Un congresso a salve; anzi… a Salvini. Quello di domenica 21 a Parma, incluso l’antipasto delle primarie del 14, si preannuncia come un evento di pura facciata per la Lega, e per tanti motivi. Uno, soprattutto: i conti interni in un partito unito e compatto solo nella facciata, non si faranno lì ma dopo le elezioni politiche prossime, quindi o a fine di quest’anno o nella primavera 2018. Perché nessuno, in questo momento, ha né la forza né l’interesse per mettersi di traverso a un segretario che di testa sua ha deciso di cambiare la carrozzeria del Carroccio, facendone tutt’altra cosa rispetto all’originale: dando vita di fatto a due linee tra loro inconciliabili, quella sovranista cavalcata da lui, e quella nordista delle origini.
Sono due posizioni che si fronteggeranno alle primarie di domenica per la scelta del segretario: dove a Salvini si contrappone Gianni Fava, sostenuto dal dichiarato appoggio di Umberto Bossi, che da tempo sconfessa le posizioni assunte dal segretario.
L’esito è iper-scontato. Fava ha superato a stento le mille firme richieste per potersi candidare; e in ogni caso anche chi non è d’accordo con Matteo per ora lo tiene per sé, nella convinzione che non sia certo il caso di cambiare la guida del partito in una fase fluida come questa. E tuttavia, lo stesso interessato non deve sentirsi poi così su un piedistallo, se va esplicitamente chiedendo una conferma bulgara (“se non ho almeno l’80 per cento dei consensi torno a fare il militante”). Non gli basta vincere, vuole pure la “ola”. Si illude tuttavia se crede in tal modo di mettere a tacere i malumori interni: che covano sotto la cenere, e che vedono pian piano coagularsi un’opposizione intorno a Bobo Maroni.

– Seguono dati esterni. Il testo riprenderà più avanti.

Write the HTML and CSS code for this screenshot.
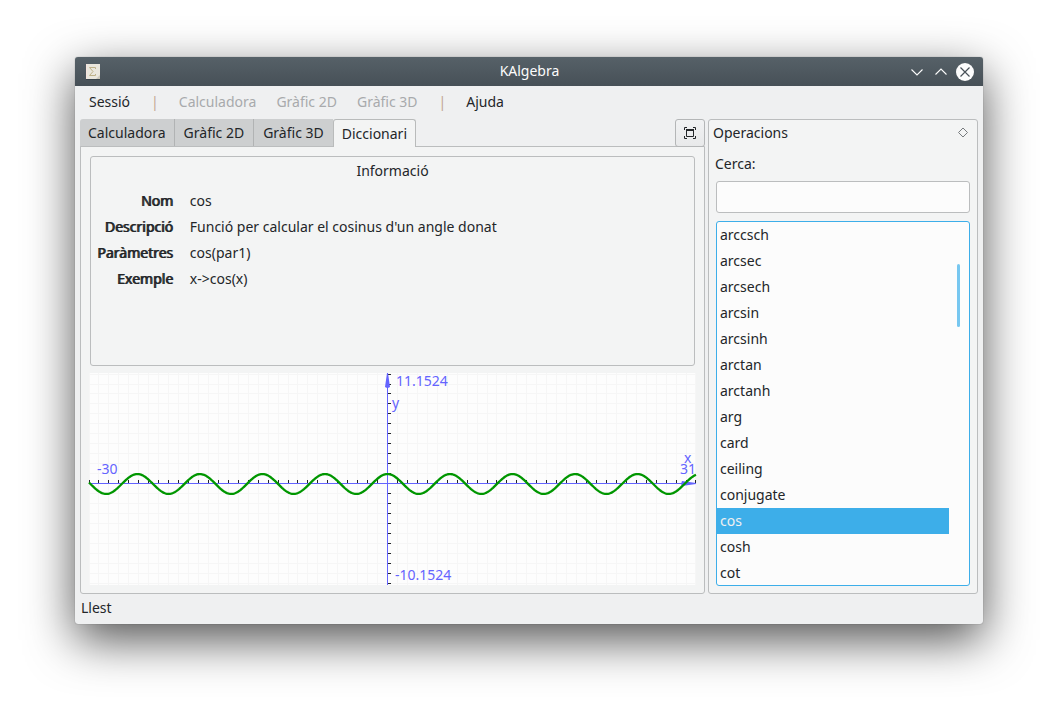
FILE: index.html
```html
<!DOCTYPE html>
<html lang="ca">
<head>
<meta charset="utf-8">
<title>KAlgebra</title>
<link rel="stylesheet" href="styles.css">
</head>
<body>
<div class="window">
  <header class="titlebar">
    <svg class="app-icon" width="16" height="18" viewBox="0 0 16 18" aria-hidden="true">
      <path d="M1 16.500h14" stroke="#303a41" opacity=".6"/>
      <rect x="1" y="1" width="14" height="15" fill="#ebe7dd"/>
      <path d="M1.500 1v15" stroke="#f6e3dc"/>
      <path d="M15 12v4h-4z" fill="#cfcabb"/>
      <path d="M10.500 6V4.500h-6L8 8.500l-3.500 4h6V11" fill="none" stroke="#bfb289"/>
    </svg>
    <h1 class="title">KAlgebra</h1>
    <div class="window-buttons">
      <button class="window-button" type="button" aria-label="Minimitza"><svg width="18" height="18" viewBox="0 0 18 18"><path d="M3.500 6.500 9 12l5.500-5.500" fill="none" stroke="#fcfcfc" stroke-width="1.100"/></svg></button>
      <button class="window-button" type="button" aria-label="Maximitza"><svg width="18" height="18" viewBox="0 0 18 18"><path d="M3.500 11.500 9 6l5.500 5.500" fill="none" stroke="#fcfcfc" stroke-width="1.100"/></svg></button>
      <button class="window-button" type="button" aria-label="Tanca"><svg width="18" height="18" viewBox="0 0 18 18"><circle cx="9" cy="9" r="9" fill="#fcfcfc"/><path d="m4.500 4.500 9 9m0-9-9 9" stroke="#475057" stroke-width="1.200"/></svg></button>
    </div>
  </header>
  <nav class="menubar">
    <button class="menu" type="button">Sessió</button>
    <span class="separator">|</span>
    <button class="menu" type="button" disabled>Calculadora</button>
    <button class="menu" type="button" disabled>Gràfic 2D</button>
    <button class="menu" type="button" disabled>Gràfic 3D</button>
    <span class="separator">|</span>
    <button class="menu" type="button">Ajuda</button>
  </nav>
  <main class="content">
    <section class="workspace">
      <div class="tab-row">
        <div class="tabs" role="tablist">
          <button class="tab" type="button" role="tab" aria-selected="false">Calculadora</button>
          <button class="tab tab-graph" type="button" role="tab" aria-selected="false">Gràfic 2D</button>
          <button class="tab tab-graph" type="button" role="tab" aria-selected="false">Gràfic 3D</button>
          <button class="tab tab-active" type="button" role="tab" aria-selected="true">Diccionari</button>
        </div>
        <button class="fullscreen" type="button" aria-label="Pantalla completa"><svg width="12" height="12" viewBox="0 0 12 12" fill="none" stroke="#232629"><path d="M.5 3V.5H3M9 .5h2.500V3M11.500 9v2.500H9M3 11.500H.5V9"/><path d="M2 3h8" stroke-width="2"/><path d="M2.500 3v6.500h7V3"/></svg></button>
      </div>
      <div class="pane" role="tabpanel">
        <section class="info">
          <h2 class="info-title">Informació</h2>
          <dl class="details">
            <dt>Nom</dt><dd>cos</dd>
            <dt>Descripció</dt><dd>Funció per calcular el cosinus d'un angle donat</dd>
            <dt>Paràmetres</dt><dd>cos(par1)</dd>
            <dt>Exemple</dt><dd>x-&gt;cos(x)</dd>
          </dl>
        </section>
        <svg class="plot" viewBox="0 0 607 212" role="img" aria-label="cos(x)">
          <rect class="plot-bg" width="607" height="212"/>
          <path id="grid" class="grid"/>
          <path id="ticks" class="ticks"/>
          <path class="axis" d="M0 110.500h607M298.500 0v212"/>
          <path class="arrow" d="M298 0h1l2 14-2 1h-1l-2-1zM607 110v1l-14 2-1-2 1-3z"/>
          <path id="curve" class="curve"/>
          <text class="plot-label" x="307" y="13">11.1524</text>
          <text class="plot-label" x="303" y="35">y</text>
          <text class="plot-label" x="306" y="207">-10.1524</text>
          <text class="plot-label" x="8" y="101">-30</text>
          <text class="plot-label" x="595" y="90">x</text>
          <text class="plot-label" x="591" y="101">31</text>
        </svg>
      </div>
    </section>
    <aside class="dock">
      <div class="dock-head">
        <h2 class="dock-title">Operacions</h2>
        <button class="float-button" type="button" aria-label="Desacobla"><svg width="12" height="12" viewBox="0 0 12 12"><path d="m6 1 4.500 4.500L6 10 1.500 5.500z" fill="none" stroke="#777b7e"/></svg></button>
      </div>
      <label class="search-label" for="search">Cerca:</label>
      <input class="search" id="search" type="text">
      <div class="list-frame">
        <ul class="list" role="listbox" aria-label="Operacions">
          <li class="item" role="option">arccsch</li>
          <li class="item" role="option">arcsec</li>
          <li class="item" role="option">arcsech</li>
          <li class="item" role="option">arcsin</li>
          <li class="item" role="option">arcsinh</li>
          <li class="item" role="option">arctan</li>
          <li class="item" role="option">arctanh</li>
          <li class="item" role="option">arg</li>
          <li class="item" role="option">card</li>
          <li class="item" role="option">ceiling</li>
          <li class="item" role="option">conjugate</li>
          <li class="item item-selected" role="option" aria-selected="true">cos</li>
          <li class="item" role="option">cosh</li>
          <li class="item" role="option">cot</li>
        </ul>
        <div class="scroll-track"><div class="scroll-thumb"></div></div>
      </div>
    </aside>
  </main>
  <footer class="status">Llest</footer>
</div>
<script src="plot.js"></script>
</body>
</html>
```

FILE: styles.css
```css
* {
  box-sizing: border-box;
}

body {
  display: flex;
  min-height: 100vh;
  margin: 0;
  padding: 57px 75px 93px;
  background: #fff;
  color: #232629;
  font: 14px/26px "Noto Sans", sans-serif;
}

button,
input {
  padding: 0;
  border: 0;
  background: none;
  color: inherit;
  font: inherit;
}

h1,
h2,
dl,
dd,
ul {
  margin: 0;
  padding: 0;
  font: inherit;
}

.window {
  display: flex;
  flex: 1;
  flex-direction: column;
  border-radius: 3px;
  background: #eff0f1;
  box-shadow: 0 0 1px rgba(0, 0, 0, .5), 0 16px 48px rgba(0, 0, 0, .68);
}

.titlebar {
  display: grid;
  grid-template-columns: 1fr auto 1fr;
  align-items: center;
  height: 29px;
  padding: 0 9px 0 10px;
  border-radius: 3px 3px 0 0;
  background: linear-gradient(#566168, #475057);
  color: #fcfcfc;
}

.title {
  padding-bottom: 2px;
}

.window-buttons {
  display: flex;
  justify-content: flex-end;
  gap: 6px;
}

.window-button {
  display: flex;
}

.menubar {
  display: flex;
  align-items: center;
  height: 33px;
  padding: 0 14px 2px;
}

.menu:disabled {
  color: #a8aaac;
}

.menu + .menu {
  margin-left: 20px;
}

.separator {
  padding: 0 20px 0 21px;
  color: #c2a693;
}

.content {
  display: flex;
  flex: 1;
  gap: 3px;
  padding: 0 5px;
}

.workspace {
  display: flex;
  flex: 1;
  flex-direction: column;
  min-width: 0;
}

.tab-row {
  display: flex;
  justify-content: space-between;
  height: 28px;
  margin-bottom: -1px;
}

.tabs {
  display: flex;
}

.tab {
  padding: 0 8px;
  border-right: 1px solid #b1b3b4;
  border-bottom: 1px solid #bbbdbe;
  background: #cdcfd0;
}

.tab:first-child {
  border-top-left-radius: 3px;
}

.tab-graph {
  padding: 0 9px;
}

.tab:nth-child(3) {
  border-right: 0;
}

.tab-active {
  padding: 0 8px;
  border: 1px solid #b9bbbb;
  border-bottom: 0;
  border-radius: 3px 3px 0 0;
  background: #f3f4f4;
}

.fullscreen {
  display: flex;
  align-items: center;
  justify-content: center;
  width: 30px;
  border: 1px solid #b4b6b7;
  border-radius: 3px;
  background: linear-gradient(#f1f2f3, #e8e9ea);
}

.pane {
  display: flex;
  flex: 1;
  flex-direction: column;
  gap: 7px;
  padding: 9px 8px 8px;
  border: 1px solid #bbbdbe;
  border-radius: 0 0 3px 3px;
  background: #f3f4f4;
}

.tab-active,
.fullscreen {
  z-index: 1;
}

.info {
  flex: 1;
  margin: 0 1px;
  border: 1px solid #bbbdbe;
  border-radius: 3px;
}

.info-title {
  padding-top: 1px;
  text-align: center;
}

.details {
  display: grid;
  grid-template-columns: auto 1fr;
  column-gap: 17px;
  padding: 4px 6px;
}

.details dt {
  text-align: right;
  text-shadow: 1px 0 currentColor;
}

.plot {
  display: block;
  width: 100%;
  overflow: visible;
}

.plot-bg {
  fill: #fdfdfd;
}

.grid,
.ticks,
.axis {
  fill: none;
  shape-rendering: crispEdges;
}

.grid {
  stroke: #f6f6f6;
}

.ticks {
  stroke: #232629;
}

.axis {
  stroke: #6464ff;
}

.arrow,
.plot-label {
  fill: #6464ff;
}

.curve {
  fill: none;
  stroke: #009600;
  stroke-width: 2.300;
}

.dock {
  display: flex;
  flex-direction: column;
  width: 270px;
  padding: 0 7px 7px;
  border: 1px solid #bbbdbe;
  border-radius: 3px;
  background: #f3f4f4;
}

.dock-head {
  display: flex;
  align-items: center;
  justify-content: space-between;
  margin: 0 1px 5px -3px;
}

.float-button {
  display: flex;
}

.search-label {
  margin: 0 -1px;
}

.search {
  height: 32px;
  margin: 4px 0 8px;
  padding: 0 6px;
  border: 1px solid #bbbdbe;
  border-radius: 3px;
  background: #fcfcfc;
}

.list-frame {
  display: flex;
  flex: 1 1 0;
  min-height: 0;
  overflow: hidden;
  border: 1px solid #3daee9;
  border-radius: 3px;
  background: #fcfcfc;
}

.list {
  flex: 1;
  list-style: none;
}

.item {
  height: 26px;
  padding: 0 3px;
}

.item-selected {
  background: #3daee9;
  color: #eff0f1;
}

.scroll-track {
  width: 20px;
  padding: 42px 8px 0;
}

.scroll-thumb {
  width: 3px;
  height: 63px;
  border-radius: 2px;
  background: #77c7f0;
}

.status {
  height: 30px;
  padding: 1px 6px;
}
```

FILE: plot.js
```js
const WIDTH = 607;
const HEIGHT = 212;
const ORIGIN_X = 298.5;
const ORIGIN_Y = 110.5;
const UNIT = 9.95;

const snap = (v) => Math.floor(v) + 0.5;
let grid = "";
let ticks = "";

for (let n = -30; n <= 31; n++) {
  const x = snap(ORIGIN_X + n * UNIT);
  if (n === 0 || x < 0 || x > WIDTH) continue;
  grid += `M${x} 0V${HEIGHT}`;
  ticks += `M${x} 107V110`;
}

for (let n = -10; n <= 11; n++) {
  const y = snap(ORIGIN_Y - n * UNIT);
  if (n === 0) continue;
  grid += `M0 ${y}H${WIDTH}`;
  ticks += `M299 ${y}H302`;
}

const points = [];
for (let x = 0; x <= WIDTH; x++) {
  const y = ORIGIN_Y + 0.5 - UNIT * Math.cos((x - ORIGIN_X) / UNIT);
  points.push(`${x} ${y.toFixed(2)}`);
}

document.getElementById("grid").setAttribute("d", grid);
document.getElementById("ticks").setAttribute("d", ticks);
document.getElementById("curve").setAttribute("d", "M" + points.join("L"));
```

La questione è semplice. Salvini vanta di aver preso un partito ridotto al 4 per cento e di averlo portato al 12, proprio cavalcando una linea diversa, appunto quella sovranista, e schierandosi apertamente per figure come Marine Le Pen: incontestabile. L’obiezione che gli viene mossa è un’altra, ed è molto più pratica che ideologica: come intende usare quei consensi? Un 12 o 13 per cento in solitario, significa autoassegnarsi un ruolo di opposizione a vita, per di più ininfluente sul piano politico; con meno della metà, a suo tempo, la Lega di Bossi stava non solo in maggioranza, ma ricopriva pure importanti incarichi di governo; anche se poi non ha saputo sfruttare quella posizione.
L’ormai palese scelta di Berlusconi di collocarsi nell’alveo del Partito popolare europeo, spiazza l’idea di Salvini di un centrodestra anti-sistema. E ad accentuare ancor più questa situazione sono stati proprio i risultati elettorali francesi: per l’ennesima volta, l’onda lepenista ha fatto il pieno dei malpancisti, ma ha perso nelle urne e si è ritrovata di nuovo nell’angolo. I segnali giunti nei mesi scorsi da Austria e Olanda, e il prossimo voto tedesco, sono una conferma che questo è il trend a livello europeo.
C’è anche un concretissimo riscontro italiano, sempre legato alle urne: le elezioni regionali lombarde, che secondo alcune voci potrebbero anche essere anticipate all’autunno, in modo da coincidere con il referendum sull’autonomia. Il governatore Maroni non fa mistero di voler confermare l’attuale coalizione centrista, che è esattamente il modello respinto da Salvini a livello nazionale; e non si vede come sia possibile giungere a una mediazione tra queste due linee antitetiche.
Ma è anche per questo che i conti non si faranno al congresso di Parma, bensì nell’unico vero test probante, quello del voto politico. Se Salvini fallirà l’operazione di un centrodestra in chiave lepenista e sovranista, con se stesso alla guida; se il fronte che riuscirà comunque a saldare con Fratelli d’Italia si rivelerà minoritario; se la Lega ne uscirà magari con un consenso a doppia cifra ma da mettere in freezer; allora per il segretario arriverà inesorabilmente l’ora del fine-corsa. E tornerà appunto a fare il semplice militante: ma non per sua scelta.